• [Written exercise]
Look through the data for the string "components". Copy every line where it is found.

——

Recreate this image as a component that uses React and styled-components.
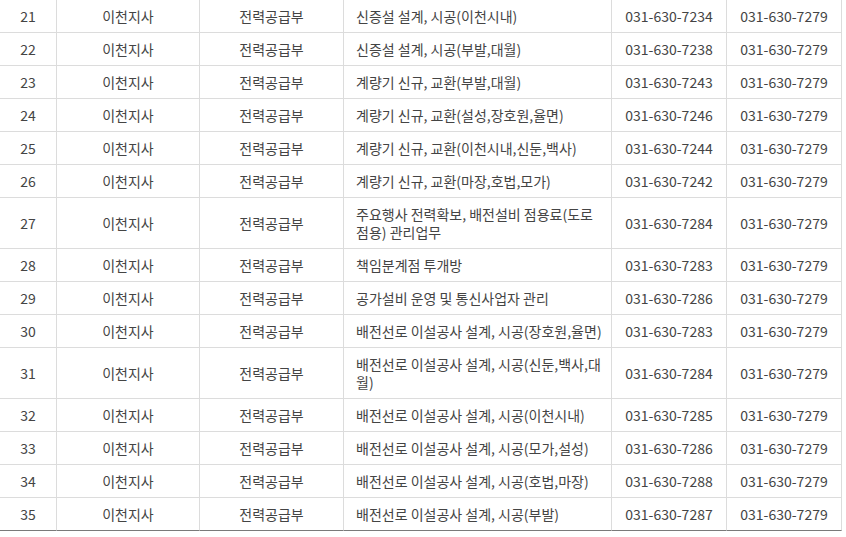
import React from "react";
import styled, { createGlobalStyle } from "styled-components";

const GlobalStyle = createGlobalStyle`
  html, body {
    margin: 0;
    padding: 0;
    background: #fff;
  }
  body {
    font-family: "Noto Sans CJK KR", "Noto Sans", sans-serif;
    color: #444;
  }
`;

const widths = [57, 143, 144, 268, 115, 115];

const rows = [
  [21, "신증설 설계, 시공(이천시내)", "031-630-7234"],
  [22, "신증설 설계, 시공(부발,대월)", "031-630-7238"],
  [23, "계량기 신규, 교환(부발,대월)", "031-630-7243"],
  [24, "계량기 신규, 교환(설성,장호원,율면)", "031-630-7246"],
  [25, "계량기 신규, 교환(이천시내,신둔,백사)", "031-630-7244"],
  [26, "계량기 신규, 교환(마장,호법,모가)", "031-630-7242"],
  [27, "주요행사 전력확보, 배전설비 점용료(도로 점용) 관리업무", "031-630-7284"],
  [28, "책임분계점 투개방", "031-630-7283"],
  [29, "공가설비 운영 및 통신사업자 관리", "031-630-7286"],
  [30, "배전선로 이설공사 설계, 시공(장호원,율면)", "031-630-7283"],
  [31, "배전선로 이설공사 설계, 시공(신둔,백사,대월)", "031-630-7284"],
  [32, "배전선로 이설공사 설계, 시공(이천시내)", "031-630-7285"],
  [33, "배전선로 이설공사 설계, 시공(모가,설성)", "031-630-7286"],
  [34, "배전선로 이설공사 설계, 시공(호법,마장)", "031-630-7288"],
  [35, "배전선로 이설공사 설계, 시공(부발)", "031-630-7287"],
];

const Table = styled.table`
  width: 842px;
  table-layout: fixed;
  border-collapse: separate;
  border-spacing: 0;
  font-size: 14px;
  line-height: 18px;
`;

const Col = styled.col`
  width: ${(p) => p.$w}px;
`;

const Cell = styled.td`
  box-sizing: border-box;
  padding: ${(p) => (p.$left ? "7px 6px 7px 12px" : "7px 4px")};
  text-align: ${(p) => (p.$left ? "left" : "center")};
  vertical-align: middle;
  border-right: 1px solid #dcdcdc;
  border-bottom: 1px solid #dcdcdc;
  color: #444;

  tr:last-child > & {
    border-bottom-color: #7a7a7a;
  }
`;

export default function App() {
  return (
    <>
      <GlobalStyle />
      <Table>
        <colgroup>
          {widths.map((w, i) => (
            <Col key={i} $w={w} />
          ))}
        </colgroup>
        <tbody>
          {rows.map(([no, task, tel]) => (
            <tr key={no}>
              <Cell>{no}</Cell>
              <Cell>이천지사</Cell>
              <Cell>전력공급부</Cell>
              <Cell $left>{task}</Cell>
              <Cell>{tel}</Cell>
              <Cell>031-630-7279</Cell>
            </tr>
          ))}
        </tbody>
      </Table>
    </>
  );
}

——

• [Solution below]
Recreate this image as a component that uses React and styled-components.
import styled, { createGlobalStyle } from "styled-components";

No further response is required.